Lula defendeu o estabelecimento de uma “nova governança mundial” com maior número de países no Conselho de Segurança da Organização das Nações Unidas (ONU). “É preciso que mais países e continentes entrem no Conselho de Segurança da ONU e restabelecer uma nova geografia, porque a geografia de 1945 não é a mesma. Não podemos continuar com membros do conselho fazendo guerra. Eles são membros do conselho, decidem a guerra sem sequer consultar o conselho. Foi assim nos Estados Unidos contra o Iraque, na Rússia contra a Ucrânia, na França e Inglaterra contra a Líbia”, afirmou Lula.

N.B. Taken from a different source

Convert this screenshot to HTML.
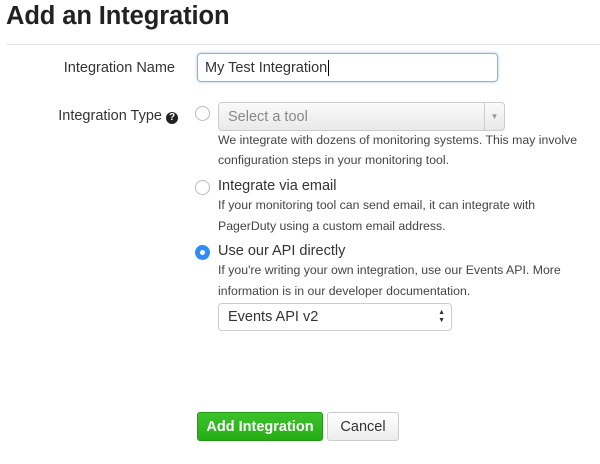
<!DOCTYPE html>
<html><head><style>
*{box-sizing:border-box;margin:0;padding:0}
body{width:600px;height:464px;background:#fff;font-family:"Liberation Sans",sans-serif;color:#333;position:relative;overflow:hidden}
.a{position:absolute;white-space:nowrap}
h1{position:absolute;left:6px;top:2px;font-size:25.5px;font-weight:bold;color:#222;letter-spacing:-0.1px}
.hr{position:absolute;left:6px;right:0;top:44px;border-top:1px solid #e8e8e8}
.lbl{font-size:14.5px;color:#333;text-align:right;width:175px;left:0}
.help{font-size:12.3px;color:#444;left:218px}
.opt{font-size:14.5px;color:#333;left:218px}
.radio{position:absolute;width:15px;height:15px;border-radius:50%;border:1px solid #bbb;background:#fff;left:195px}
</style></head><body>
<h1>Add an Integration</h1>
<div class="hr"></div>
<div class="a lbl" style="top:60px">Integration Name</div>
<div class="a" style="left:197px;top:53px;width:301px;height:29px;border:1px solid #7fb4e8;border-radius:4px;box-shadow:0 0 3px #a8cdf0;font-size:14.5px;padding:6px 7px;color:#333">My Test Integration<span style="border-left:1px solid #000;margin-left:1px"></span></div>
<div class="a lbl" style="top:108px;width:178px">Integration Type <span style="display:inline-block;width:12px;height:12px;border-radius:50%;background:#222;color:#fff;font-size:10px;line-height:12px;text-align:center;font-weight:bold;vertical-align:0">?</span></div>
<div class="radio" style="top:106px"></div>
<div class="a" style="left:218px;top:102px;width:287px;height:29px;border:1px solid #ccc;border-radius:4px;background:linear-gradient(#fafafa,#e9e9e9);font-size:14.5px;color:#888;padding:6px 9px">Select a tool<div style="position:absolute;right:0;top:0;width:20px;height:27px;border-left:1px solid #ccc;color:#999;font-size:8px;text-align:center;line-height:27px">▼</div></div>
<div class="a help" style="top:133px">We integrate with dozens of monitoring systems. This may involve</div>
<div class="a help" style="top:153px">configuration steps in your monitoring tool.</div>
<div class="radio" style="top:180px"></div>
<div class="a opt" style="top:178px">Integrate via email</div>
<div class="a help" style="top:198px">If your monitoring tool can send email, it can integrate with</div>
<div class="a help" style="top:219px">PagerDuty using a custom email address.</div>
<div class="radio" style="top:245px;border:none;background:#2f8df5"><div style="position:absolute;left:5px;top:5px;width:5px;height:5px;border-radius:50%;background:#fff"></div></div>
<div class="a opt" style="top:243px">Use our API directly</div>
<div class="a help" style="top:263px">If you're writing your own integration, use our Events API. More</div>
<div class="a help" style="top:284px">information is in our developer documentation.</div>
<div class="a" style="left:218px;top:303px;width:234px;height:28px;border:1px solid #ccc;border-radius:4px;background:#fff;font-size:14.5px;color:#333;padding:5px 9px">Events API v2<span style="position:absolute;right:6px;top:5px;font-size:7px;line-height:8px;color:#333">▲<br>▼</span></div>
<div class="a" style="left:197px;top:412px;width:126px;height:29px;border:1px solid #1f9a12;border-radius:3px;background:linear-gradient(#3cc32a,#26ad16);color:#fff;font-weight:bold;font-size:14.5px;text-align:center;line-height:28px">Add Integration</div>
<div class="a" style="left:327px;top:412px;width:72px;height:29px;border:1px solid #ccc;border-radius:3px;background:linear-gradient(#fff,#ececec);color:#333;font-size:14.5px;text-align:center;line-height:28px">Cancel</div>
</body></html>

“Ou seja, eles mesmos desrespeitam as regras do Conselho de Segurança. Por isso, o Brasil está brigando para convencermos outros países para termos uma ONU mais representativa e acabar com o direito de veto”, prosseguiu Lula.

Ainda sobre a necessidade de uma nova governança mundial, Lula criticou que as decisões tomadas nas Conferências sobre a Mudança do Clima da ONU (COPs) não são implementadas e voltou a pedir mudança no conselho da ONU para que as decisões ambientais possam valer. “Estamos falando de mudanças na governança mundial. Não adianta tomarmos decisões nas dezenas de COP que fazemos para discutir, mas se você não tiver uma governança forte para exigir o cumprimento das decisões a gente vai na reunião, toma as decisões e no ano seguinte fazemos outra e as decisões nunca entram em vigor, porque quando tentamos aprovar no Estado nacional muita gente não consegue”, destacou.

Ele mencionou que o Acordo de Copenhague, o Acordo de Paris COP e o Protocolo de Kyoto até hoje não foram postos em prática. O presidente reforçou a reivindicação do Brasil de realizar a COP30 em 2025 no Pará. “Um Estado amazônico para as pessoas verem o que é Amazônia”, justificou.